During these difficult years in the late 1960s and 1970s, Hyman created illustrations for children's textbooks and worked as the art director for the children's magazine Cricket while continuing to illustrate children's picture books.
"I would work all night, be there in the morning to pack lunches and get the children on the school buses, and then go to sleep," said Hyman.
It wasn't quite what Hyman had envisioned all those years ago when she first dreamed of becoming a children's book illustrator. Trying to prepare herself for the job, Hyman ended up attending three different art schools -- in Philadelphia, Boston and Stockholm -- but never graduated from any of them.
Hyman published her first children's book in Sweden, where she lived for two years in the early 1960s with her then-husband. The book was written by a Swedish author in Swedish and took Hyman months to translate before she could do the illustrations.
Yet she was thrilled to have a published book to her credit and even more thrilled with the editor with whom she worked -- Astrid Lindgren -- now known to the world as the author of the "Pippi Longstocking" books.
Back in the United States, Hyman won her first American book contract -- illustrating "Bow Wow, Meow," a book published by Golden Books in its "Little Golden Books" series.
"They paid me a flat fee of $800 for a 32-page picture book," Hyman said. "That book is still in print and just went into its 28th printing. If I had been paid royalties, I would be a millionaire. But in those days, I would have paid someone to publish my illustrations."
Hyman continued to find work now and then, although it wasn't always easy. Her daughter, Katrin, was born in 1963, and five years later she and her husband split up.

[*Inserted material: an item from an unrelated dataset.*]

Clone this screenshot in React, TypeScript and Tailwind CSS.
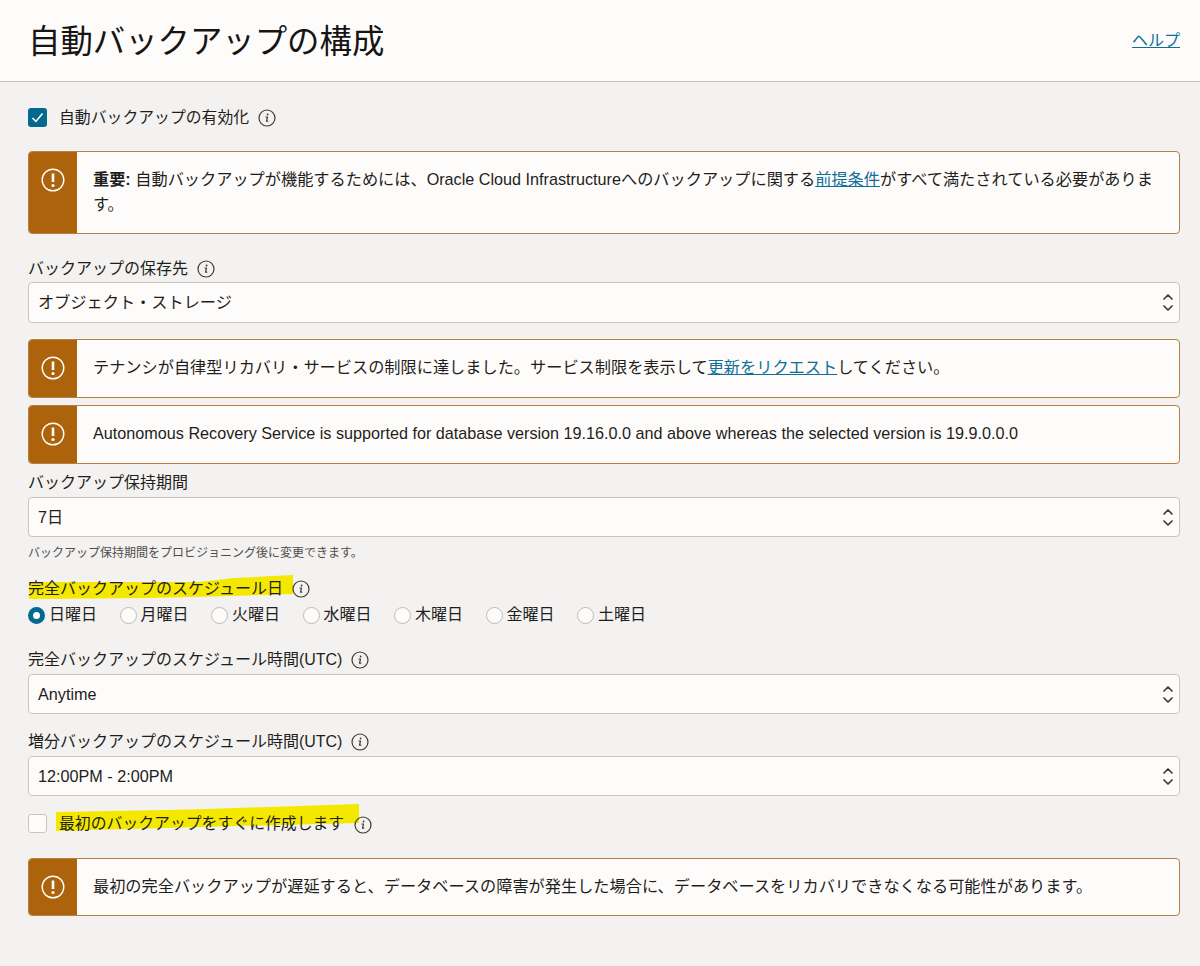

Hyman left New York City, where the family had lived, and relocated to a small New Hampshire town.
"I thought I'd just be a waitress or something. But, as a matter of fact, as soon as I left New York, the jobs [in illustration] started coming."
Over the next decade, Hyman produced books such as "Snow White," "Sleeping Beauty," "Rapunzel," and "Little Red Riding Hood," which she wrote and illustrated and which won a Caldecott Honor in 1984.
Although best known for her fairy tales, Hyman also has illustrated other books, including "Swan Lake" and the Caldecott Honor book "Hershel and the Hanukkah Goblins."
An essay on Hyman in "Children's Books and Their Creators" notes that she "has been hailed as one of the great romantic illustrators of our time" who has "captured the essence of fantasy."
In recent years, Hyman's work has become more colorful and multicultural, a direct result of her daughter's marriage to a man from Cameroon. Hyman now has two biracial grandchildren, and she wants her work to reflect a world that is welcoming to them.
In 1991, Hyman persuaded her friend writer Lloyd Alexander to set his original folk tale, "The Fortune-Tellers" -- which Hyman illustrated -- in Cameroon. Hyman also included her family in the illustrations for "A Child's Calendar," a book written by John Updike that received a Caldecott Honor in 2000. And she has illustrated a Cameroon folk tale retold by her daughter, Katrin Tchana. The two have collaborated on another book and are planning a third, focused on goddess tales.
"Before I went to Africa, I didn't know that there could be such color and such vibrancy," Hyman said. "It's so visually beautiful that it just blew me away. That's when I started to see things in living color. Before that, I put everything under a veil of Presbyterian brown."
Hyman's battle with rheumatoid arthritis, as well as a frightening recent bout with breast cancer, also have made her see her work in a new way.
"My work used to be a struggle for me because I think I was very competitive with myself and others in the profession. I was always anxious about deadlines, about how my books would be received by others," Hyman said.
"I needed a kick in the pants to realize that being an artist is a gift and a joy, and you should treat it like that."